→ Task to complete: List each line of the data that holds the string "component".

→ Data extract:

__________

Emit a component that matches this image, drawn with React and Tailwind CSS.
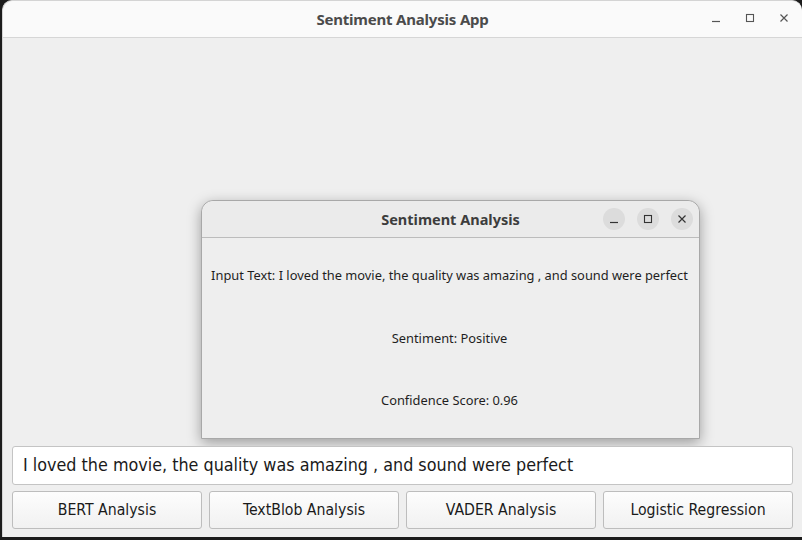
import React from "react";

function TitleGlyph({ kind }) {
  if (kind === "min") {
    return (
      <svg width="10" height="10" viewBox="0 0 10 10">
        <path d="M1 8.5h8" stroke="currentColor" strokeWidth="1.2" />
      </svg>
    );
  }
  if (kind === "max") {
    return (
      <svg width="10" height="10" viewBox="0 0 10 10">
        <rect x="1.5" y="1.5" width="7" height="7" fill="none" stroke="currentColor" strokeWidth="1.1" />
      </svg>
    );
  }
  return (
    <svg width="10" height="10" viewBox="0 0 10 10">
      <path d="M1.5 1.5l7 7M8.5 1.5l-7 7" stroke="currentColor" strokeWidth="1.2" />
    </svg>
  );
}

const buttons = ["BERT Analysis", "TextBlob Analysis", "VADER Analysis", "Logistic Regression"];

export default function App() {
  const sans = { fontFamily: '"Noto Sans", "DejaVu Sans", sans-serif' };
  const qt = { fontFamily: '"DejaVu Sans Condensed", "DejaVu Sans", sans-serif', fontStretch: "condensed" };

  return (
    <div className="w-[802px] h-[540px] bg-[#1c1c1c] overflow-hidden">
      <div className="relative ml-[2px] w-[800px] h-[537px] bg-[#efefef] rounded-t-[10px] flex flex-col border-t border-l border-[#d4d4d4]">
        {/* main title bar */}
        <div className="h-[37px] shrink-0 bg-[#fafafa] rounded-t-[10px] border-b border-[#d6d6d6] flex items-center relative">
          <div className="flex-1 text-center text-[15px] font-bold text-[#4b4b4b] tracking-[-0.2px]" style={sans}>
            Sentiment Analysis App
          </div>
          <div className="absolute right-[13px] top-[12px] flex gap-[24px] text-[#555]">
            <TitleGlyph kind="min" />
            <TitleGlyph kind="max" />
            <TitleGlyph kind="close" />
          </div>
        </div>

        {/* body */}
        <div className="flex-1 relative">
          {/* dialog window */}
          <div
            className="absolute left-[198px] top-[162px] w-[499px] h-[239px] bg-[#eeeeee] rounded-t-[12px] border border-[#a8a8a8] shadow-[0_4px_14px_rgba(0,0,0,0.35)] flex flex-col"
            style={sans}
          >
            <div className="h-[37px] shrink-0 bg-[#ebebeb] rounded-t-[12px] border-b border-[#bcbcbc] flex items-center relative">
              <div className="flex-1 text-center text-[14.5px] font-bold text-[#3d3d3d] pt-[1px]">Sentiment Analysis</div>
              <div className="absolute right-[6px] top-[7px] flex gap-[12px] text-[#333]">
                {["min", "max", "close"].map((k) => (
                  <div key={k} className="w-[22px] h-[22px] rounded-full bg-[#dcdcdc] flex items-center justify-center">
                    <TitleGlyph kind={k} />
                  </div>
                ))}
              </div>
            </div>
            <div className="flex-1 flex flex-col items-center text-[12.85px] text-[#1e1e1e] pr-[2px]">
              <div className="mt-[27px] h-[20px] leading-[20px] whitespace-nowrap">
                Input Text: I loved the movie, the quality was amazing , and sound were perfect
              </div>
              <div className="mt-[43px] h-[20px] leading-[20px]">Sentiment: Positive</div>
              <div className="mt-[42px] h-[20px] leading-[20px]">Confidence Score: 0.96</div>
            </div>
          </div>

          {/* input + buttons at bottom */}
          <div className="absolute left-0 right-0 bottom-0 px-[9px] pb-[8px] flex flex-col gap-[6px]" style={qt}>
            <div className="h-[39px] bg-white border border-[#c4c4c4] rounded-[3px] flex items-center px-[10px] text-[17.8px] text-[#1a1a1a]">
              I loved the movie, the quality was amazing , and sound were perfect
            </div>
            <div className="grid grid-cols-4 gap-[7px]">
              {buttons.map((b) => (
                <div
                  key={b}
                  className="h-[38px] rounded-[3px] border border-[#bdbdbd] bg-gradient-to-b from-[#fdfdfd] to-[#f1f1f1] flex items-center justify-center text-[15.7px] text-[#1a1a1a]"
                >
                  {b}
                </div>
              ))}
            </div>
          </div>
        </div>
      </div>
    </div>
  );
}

__________

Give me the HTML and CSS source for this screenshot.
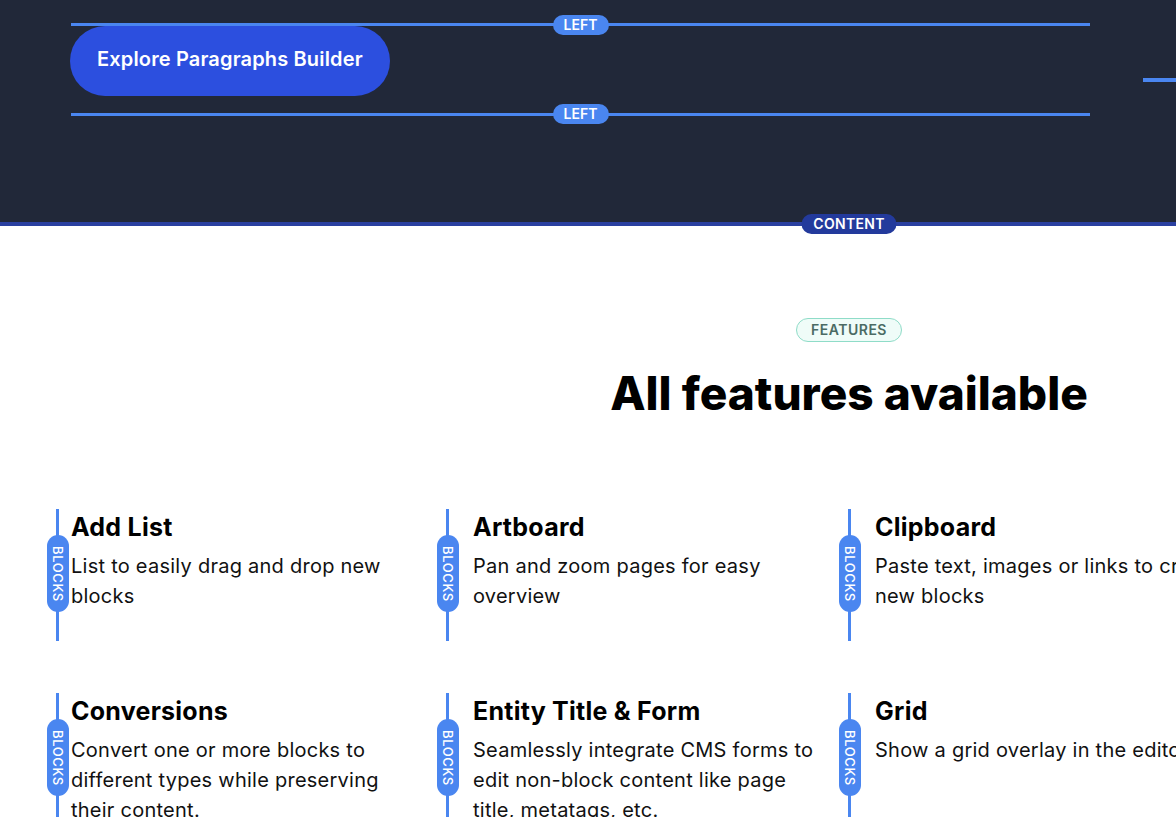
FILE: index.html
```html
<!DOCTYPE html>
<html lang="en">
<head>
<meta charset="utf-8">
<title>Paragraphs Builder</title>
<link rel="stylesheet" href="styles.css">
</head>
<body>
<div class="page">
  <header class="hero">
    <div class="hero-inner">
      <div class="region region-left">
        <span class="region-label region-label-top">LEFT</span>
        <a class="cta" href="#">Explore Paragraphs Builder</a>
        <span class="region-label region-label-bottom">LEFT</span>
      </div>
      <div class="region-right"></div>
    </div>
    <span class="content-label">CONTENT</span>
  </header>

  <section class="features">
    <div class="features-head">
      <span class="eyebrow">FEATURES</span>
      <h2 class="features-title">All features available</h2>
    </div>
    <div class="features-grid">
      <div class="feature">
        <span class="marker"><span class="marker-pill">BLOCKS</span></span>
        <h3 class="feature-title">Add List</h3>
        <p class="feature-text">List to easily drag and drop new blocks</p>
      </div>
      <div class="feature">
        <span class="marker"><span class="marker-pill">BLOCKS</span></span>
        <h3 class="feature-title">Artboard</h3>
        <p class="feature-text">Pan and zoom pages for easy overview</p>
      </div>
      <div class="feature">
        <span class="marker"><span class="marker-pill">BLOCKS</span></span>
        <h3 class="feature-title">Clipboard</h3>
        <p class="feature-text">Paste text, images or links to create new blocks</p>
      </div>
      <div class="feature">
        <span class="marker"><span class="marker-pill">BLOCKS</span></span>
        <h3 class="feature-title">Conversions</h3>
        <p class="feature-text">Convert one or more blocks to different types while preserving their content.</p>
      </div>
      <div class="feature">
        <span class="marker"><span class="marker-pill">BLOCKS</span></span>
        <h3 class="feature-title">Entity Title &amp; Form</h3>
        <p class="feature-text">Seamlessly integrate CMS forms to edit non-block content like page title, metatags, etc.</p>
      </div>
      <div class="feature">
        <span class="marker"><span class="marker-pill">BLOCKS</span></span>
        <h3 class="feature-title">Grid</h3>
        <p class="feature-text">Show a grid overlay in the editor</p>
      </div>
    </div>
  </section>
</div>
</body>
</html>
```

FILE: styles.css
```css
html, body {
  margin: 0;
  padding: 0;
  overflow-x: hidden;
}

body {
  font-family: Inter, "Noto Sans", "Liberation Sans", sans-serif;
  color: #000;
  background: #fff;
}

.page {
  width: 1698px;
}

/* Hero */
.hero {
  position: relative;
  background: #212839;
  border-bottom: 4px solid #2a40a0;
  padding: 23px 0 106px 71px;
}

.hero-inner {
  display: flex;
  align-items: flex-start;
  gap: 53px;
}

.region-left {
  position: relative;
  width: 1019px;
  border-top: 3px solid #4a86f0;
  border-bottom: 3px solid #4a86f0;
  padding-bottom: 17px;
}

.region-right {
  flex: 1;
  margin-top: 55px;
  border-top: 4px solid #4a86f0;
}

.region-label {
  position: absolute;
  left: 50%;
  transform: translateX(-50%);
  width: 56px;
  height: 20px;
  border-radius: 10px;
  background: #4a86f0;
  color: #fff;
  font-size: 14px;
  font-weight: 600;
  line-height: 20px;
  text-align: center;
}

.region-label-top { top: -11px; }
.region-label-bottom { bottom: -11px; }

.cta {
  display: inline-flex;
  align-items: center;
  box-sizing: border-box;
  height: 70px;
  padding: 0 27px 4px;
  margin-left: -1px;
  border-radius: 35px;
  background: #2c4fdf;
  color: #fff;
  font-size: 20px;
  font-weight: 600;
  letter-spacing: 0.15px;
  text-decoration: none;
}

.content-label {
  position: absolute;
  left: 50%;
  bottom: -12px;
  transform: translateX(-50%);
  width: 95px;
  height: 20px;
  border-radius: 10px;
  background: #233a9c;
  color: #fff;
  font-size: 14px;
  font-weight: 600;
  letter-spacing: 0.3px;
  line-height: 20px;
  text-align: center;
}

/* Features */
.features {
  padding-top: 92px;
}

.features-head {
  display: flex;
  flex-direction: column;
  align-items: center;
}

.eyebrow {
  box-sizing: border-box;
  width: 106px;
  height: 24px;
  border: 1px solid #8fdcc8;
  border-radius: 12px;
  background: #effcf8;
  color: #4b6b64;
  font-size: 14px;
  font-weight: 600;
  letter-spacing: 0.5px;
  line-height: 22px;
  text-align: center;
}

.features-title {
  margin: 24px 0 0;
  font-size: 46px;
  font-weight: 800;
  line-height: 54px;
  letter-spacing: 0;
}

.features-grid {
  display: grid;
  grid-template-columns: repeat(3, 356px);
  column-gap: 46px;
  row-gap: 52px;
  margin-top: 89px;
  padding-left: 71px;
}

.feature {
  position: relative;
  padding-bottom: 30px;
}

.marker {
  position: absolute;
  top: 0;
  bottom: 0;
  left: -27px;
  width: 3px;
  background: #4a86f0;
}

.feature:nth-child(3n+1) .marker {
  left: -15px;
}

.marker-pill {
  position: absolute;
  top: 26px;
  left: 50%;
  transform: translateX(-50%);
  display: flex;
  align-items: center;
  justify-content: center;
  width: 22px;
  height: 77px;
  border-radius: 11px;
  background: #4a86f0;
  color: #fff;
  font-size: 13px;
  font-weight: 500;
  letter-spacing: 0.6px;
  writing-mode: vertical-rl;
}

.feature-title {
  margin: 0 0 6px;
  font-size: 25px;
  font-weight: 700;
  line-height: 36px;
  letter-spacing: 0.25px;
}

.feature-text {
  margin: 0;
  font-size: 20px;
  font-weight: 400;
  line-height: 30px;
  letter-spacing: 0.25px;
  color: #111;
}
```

__________

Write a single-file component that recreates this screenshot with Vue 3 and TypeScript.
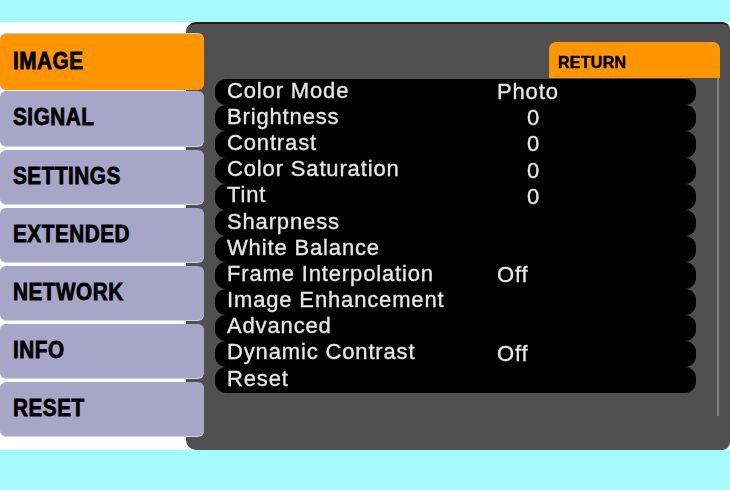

__________

→ Result for this exercise:
Emit a component that matches this image, drawn with React and Tailwind CSS.
Write a single-file component that recreates this screenshot with Vue 3 and TypeScript.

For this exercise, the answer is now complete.